Tractor Supply shows gains, despite headwinds
Tractor Supply Company is feeling the effects of the depressed economic conditions in the energy producing and agricultural markets, but the retailer still grew net sales and net income in the third quarter.
The nation’s largest farm and ranch retailer reported third quarter net sales of $1.54 billion, up 4.5% from $1.48 billion in the same quarter last year. Net income increased 2.4% to $89.4 million.
Comparable store sales declined 0.6%, while comparable average ticket decreased 1.1%.
The official word from CEO Greg Sandfort suggests that the company is not losing market share.

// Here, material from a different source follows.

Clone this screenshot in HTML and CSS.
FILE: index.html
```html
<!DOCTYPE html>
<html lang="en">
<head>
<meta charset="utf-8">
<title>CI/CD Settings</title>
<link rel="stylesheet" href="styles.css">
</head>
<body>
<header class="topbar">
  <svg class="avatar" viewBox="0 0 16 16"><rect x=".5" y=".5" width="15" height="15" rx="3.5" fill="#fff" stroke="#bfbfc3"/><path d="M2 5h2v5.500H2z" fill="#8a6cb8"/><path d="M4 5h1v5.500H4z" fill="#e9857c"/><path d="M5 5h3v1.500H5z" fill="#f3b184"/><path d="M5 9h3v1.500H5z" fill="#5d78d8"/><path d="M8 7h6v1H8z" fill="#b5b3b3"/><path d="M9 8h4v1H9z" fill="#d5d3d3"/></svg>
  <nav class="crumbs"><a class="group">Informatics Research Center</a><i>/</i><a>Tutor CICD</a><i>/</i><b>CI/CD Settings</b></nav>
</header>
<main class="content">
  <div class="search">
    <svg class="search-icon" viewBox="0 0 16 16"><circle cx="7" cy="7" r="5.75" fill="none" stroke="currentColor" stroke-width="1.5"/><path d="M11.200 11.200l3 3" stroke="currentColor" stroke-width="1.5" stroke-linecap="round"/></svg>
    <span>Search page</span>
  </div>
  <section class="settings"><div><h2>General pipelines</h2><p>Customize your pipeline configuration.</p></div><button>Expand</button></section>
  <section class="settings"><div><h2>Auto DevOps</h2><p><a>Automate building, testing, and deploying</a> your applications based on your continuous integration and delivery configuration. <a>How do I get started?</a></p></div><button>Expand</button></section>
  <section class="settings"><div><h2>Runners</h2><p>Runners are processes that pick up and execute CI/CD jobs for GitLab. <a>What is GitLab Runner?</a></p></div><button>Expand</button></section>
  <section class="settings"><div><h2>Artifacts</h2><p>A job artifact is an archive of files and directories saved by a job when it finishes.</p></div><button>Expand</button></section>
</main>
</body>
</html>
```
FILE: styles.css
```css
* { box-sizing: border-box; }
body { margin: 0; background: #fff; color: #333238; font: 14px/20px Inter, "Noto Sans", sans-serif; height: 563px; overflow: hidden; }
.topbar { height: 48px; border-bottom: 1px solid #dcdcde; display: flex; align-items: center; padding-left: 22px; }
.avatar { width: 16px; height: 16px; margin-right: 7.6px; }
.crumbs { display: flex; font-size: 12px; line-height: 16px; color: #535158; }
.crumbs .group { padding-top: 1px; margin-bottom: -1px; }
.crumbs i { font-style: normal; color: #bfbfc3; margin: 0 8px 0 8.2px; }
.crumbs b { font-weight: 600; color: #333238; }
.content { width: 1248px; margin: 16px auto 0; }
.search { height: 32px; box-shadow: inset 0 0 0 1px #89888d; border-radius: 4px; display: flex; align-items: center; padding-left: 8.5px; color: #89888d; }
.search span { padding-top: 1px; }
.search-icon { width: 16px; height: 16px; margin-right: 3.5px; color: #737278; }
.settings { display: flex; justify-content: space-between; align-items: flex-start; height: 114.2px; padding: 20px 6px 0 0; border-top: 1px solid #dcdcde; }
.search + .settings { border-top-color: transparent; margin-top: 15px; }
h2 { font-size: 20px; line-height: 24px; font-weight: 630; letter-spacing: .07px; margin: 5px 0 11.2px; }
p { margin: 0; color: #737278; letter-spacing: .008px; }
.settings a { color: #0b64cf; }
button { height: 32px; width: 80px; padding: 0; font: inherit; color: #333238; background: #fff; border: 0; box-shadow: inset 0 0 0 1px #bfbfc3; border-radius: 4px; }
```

"Our third quarter sales performance was significantly influenced by economic headwinds in our energy and agricultural markets and lower pre-season demand for cold weather and heating products,” Sandfort said. “We do not believe the current trends are the result of significant changes in the competitive landscape or market share. During this more challenging environment, our teams are focused on driving sales and managing controllable items such as inventory and expenses. Over the long-term, we remain focused on enhancing our merchandise offerings, systems, people and processes to better meet the evolving needs of our customers, drive profitable growth and return value to our shareholders."
On a category basis, the company said it continued to see strong demand for many everyday basic items, with the Livestock and Pet category generating a mid-single digit comparable store sales increase.
Tractor Supply announced the acquisition of 136-store Petsense last month.
The company opened 34 new stores and closed one store, a Del's store, in the third quarter of 2016 compared to 30 new store openings and three store closures, two of which were Del's stores, in the prior year period.